What to do
Pick out each line containing the string "styles" and copy it.

── Stored data ──

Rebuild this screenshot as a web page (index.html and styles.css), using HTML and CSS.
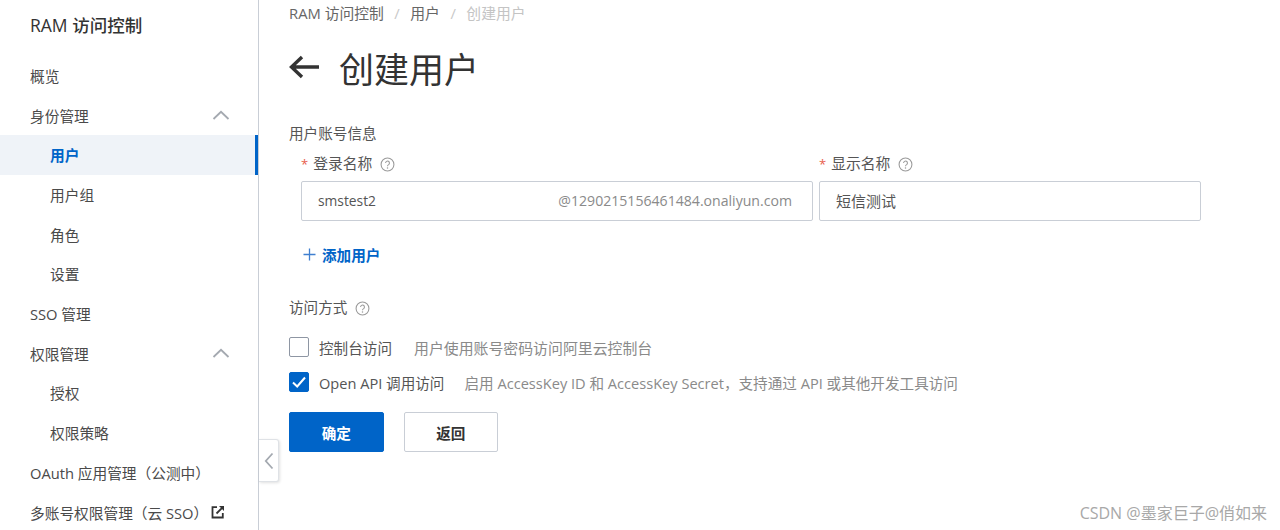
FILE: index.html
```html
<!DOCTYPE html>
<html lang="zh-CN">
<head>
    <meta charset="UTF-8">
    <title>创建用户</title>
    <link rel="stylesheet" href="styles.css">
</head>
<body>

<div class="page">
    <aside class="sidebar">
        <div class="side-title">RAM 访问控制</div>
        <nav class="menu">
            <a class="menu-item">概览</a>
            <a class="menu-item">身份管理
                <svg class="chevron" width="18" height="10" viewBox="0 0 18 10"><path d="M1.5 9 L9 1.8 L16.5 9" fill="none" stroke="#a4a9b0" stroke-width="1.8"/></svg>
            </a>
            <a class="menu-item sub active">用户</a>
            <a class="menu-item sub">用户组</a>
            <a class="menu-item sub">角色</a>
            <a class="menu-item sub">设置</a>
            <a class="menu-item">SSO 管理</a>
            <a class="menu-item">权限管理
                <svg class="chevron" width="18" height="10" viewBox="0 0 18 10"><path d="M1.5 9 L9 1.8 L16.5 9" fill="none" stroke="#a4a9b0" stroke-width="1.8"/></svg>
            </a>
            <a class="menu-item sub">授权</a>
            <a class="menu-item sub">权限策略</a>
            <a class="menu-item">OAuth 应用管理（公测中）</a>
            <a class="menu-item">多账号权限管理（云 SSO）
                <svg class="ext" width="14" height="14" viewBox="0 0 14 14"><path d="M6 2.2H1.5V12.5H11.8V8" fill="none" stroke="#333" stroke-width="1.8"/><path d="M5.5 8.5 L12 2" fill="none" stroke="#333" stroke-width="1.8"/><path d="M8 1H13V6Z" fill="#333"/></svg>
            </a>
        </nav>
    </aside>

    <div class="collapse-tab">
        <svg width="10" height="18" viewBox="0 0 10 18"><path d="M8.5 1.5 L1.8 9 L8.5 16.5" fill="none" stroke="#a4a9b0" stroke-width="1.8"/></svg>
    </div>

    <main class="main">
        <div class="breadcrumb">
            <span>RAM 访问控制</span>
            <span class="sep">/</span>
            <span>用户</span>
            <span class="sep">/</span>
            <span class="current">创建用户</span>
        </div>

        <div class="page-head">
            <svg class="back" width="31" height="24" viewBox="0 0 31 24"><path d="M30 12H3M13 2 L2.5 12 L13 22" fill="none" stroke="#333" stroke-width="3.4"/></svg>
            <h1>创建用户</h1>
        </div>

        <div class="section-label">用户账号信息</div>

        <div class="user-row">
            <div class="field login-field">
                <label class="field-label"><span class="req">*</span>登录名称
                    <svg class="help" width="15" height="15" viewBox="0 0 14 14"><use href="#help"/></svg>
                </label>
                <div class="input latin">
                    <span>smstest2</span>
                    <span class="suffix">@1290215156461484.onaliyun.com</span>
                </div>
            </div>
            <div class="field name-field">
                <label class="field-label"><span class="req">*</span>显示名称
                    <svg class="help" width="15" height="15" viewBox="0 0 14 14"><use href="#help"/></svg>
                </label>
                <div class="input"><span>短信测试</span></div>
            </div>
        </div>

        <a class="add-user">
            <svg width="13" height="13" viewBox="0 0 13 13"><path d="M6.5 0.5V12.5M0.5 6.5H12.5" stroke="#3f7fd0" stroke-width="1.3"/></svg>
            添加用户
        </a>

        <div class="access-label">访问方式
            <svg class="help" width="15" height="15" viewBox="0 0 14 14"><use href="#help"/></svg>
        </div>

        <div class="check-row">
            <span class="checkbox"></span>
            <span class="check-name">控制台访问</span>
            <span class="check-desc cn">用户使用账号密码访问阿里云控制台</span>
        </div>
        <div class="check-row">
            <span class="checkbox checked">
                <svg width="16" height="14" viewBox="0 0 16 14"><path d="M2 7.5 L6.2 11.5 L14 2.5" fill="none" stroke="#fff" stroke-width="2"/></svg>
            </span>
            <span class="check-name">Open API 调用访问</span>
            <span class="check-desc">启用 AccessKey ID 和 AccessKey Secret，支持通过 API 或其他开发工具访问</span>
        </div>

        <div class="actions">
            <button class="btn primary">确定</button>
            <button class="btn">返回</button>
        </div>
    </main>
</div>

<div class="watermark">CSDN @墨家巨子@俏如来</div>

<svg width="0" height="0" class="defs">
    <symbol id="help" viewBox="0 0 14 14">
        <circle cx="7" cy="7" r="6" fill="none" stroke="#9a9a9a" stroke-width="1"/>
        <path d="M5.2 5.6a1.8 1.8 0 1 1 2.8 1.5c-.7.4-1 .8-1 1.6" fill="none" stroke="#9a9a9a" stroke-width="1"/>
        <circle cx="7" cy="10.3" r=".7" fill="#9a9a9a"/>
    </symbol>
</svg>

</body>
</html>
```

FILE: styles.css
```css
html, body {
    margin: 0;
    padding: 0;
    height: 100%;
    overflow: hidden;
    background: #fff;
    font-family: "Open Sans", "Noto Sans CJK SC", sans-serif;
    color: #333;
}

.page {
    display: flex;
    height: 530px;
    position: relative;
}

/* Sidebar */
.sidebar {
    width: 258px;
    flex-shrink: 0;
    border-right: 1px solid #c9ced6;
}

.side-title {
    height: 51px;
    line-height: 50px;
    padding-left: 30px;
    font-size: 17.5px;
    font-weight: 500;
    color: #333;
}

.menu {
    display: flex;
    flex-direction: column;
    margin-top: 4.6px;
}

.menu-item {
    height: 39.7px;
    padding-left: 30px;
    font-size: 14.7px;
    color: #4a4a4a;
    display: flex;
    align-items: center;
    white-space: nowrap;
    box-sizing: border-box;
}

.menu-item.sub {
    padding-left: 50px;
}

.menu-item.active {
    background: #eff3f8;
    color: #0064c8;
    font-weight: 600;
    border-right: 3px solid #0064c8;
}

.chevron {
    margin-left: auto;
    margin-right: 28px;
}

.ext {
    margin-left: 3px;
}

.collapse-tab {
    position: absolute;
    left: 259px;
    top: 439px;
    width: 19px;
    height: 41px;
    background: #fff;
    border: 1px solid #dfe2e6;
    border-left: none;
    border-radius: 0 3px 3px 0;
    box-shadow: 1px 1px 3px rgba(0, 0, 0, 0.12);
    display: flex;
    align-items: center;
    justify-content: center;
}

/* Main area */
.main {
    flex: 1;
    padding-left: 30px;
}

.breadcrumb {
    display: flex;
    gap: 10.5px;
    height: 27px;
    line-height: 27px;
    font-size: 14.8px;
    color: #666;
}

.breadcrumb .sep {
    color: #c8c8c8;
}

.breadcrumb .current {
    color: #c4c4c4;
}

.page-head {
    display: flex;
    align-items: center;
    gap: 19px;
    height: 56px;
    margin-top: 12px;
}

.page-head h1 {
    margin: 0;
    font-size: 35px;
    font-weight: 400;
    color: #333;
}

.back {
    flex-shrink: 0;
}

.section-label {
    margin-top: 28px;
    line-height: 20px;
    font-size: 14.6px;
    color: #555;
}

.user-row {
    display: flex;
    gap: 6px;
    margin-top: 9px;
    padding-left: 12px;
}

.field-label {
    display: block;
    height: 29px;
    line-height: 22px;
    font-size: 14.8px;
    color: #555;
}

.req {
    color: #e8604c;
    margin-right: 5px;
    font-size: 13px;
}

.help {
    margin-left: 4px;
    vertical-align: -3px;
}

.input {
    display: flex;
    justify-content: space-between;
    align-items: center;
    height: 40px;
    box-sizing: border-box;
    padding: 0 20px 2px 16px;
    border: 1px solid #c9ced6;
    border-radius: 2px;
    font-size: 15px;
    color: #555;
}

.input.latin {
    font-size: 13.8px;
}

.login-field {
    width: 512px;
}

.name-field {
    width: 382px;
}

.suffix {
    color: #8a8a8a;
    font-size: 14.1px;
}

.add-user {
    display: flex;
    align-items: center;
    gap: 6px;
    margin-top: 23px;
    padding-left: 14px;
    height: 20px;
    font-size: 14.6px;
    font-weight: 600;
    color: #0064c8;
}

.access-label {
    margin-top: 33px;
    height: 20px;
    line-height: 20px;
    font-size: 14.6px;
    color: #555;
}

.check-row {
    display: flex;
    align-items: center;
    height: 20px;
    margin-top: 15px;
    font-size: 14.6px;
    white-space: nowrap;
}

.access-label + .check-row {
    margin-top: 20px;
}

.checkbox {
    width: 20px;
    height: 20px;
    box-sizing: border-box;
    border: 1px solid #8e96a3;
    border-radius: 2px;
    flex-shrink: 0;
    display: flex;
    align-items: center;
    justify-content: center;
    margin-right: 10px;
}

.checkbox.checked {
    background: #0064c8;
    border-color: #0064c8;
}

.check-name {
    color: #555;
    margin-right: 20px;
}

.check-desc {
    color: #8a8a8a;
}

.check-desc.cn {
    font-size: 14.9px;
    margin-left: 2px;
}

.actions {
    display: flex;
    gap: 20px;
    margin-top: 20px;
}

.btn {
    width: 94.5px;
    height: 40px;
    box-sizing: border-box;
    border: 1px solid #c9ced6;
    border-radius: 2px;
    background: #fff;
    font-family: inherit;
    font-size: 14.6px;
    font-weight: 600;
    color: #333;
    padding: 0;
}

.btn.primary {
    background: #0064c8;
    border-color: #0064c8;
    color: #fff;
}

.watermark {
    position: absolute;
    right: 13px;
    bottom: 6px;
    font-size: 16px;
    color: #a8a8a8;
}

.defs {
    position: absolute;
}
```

───

Reply to the task
Rebuild this screenshot as a web page (index.html and styles.css), using HTML and CSS.
    <link rel="stylesheet" href="styles.css">
FILE: styles.css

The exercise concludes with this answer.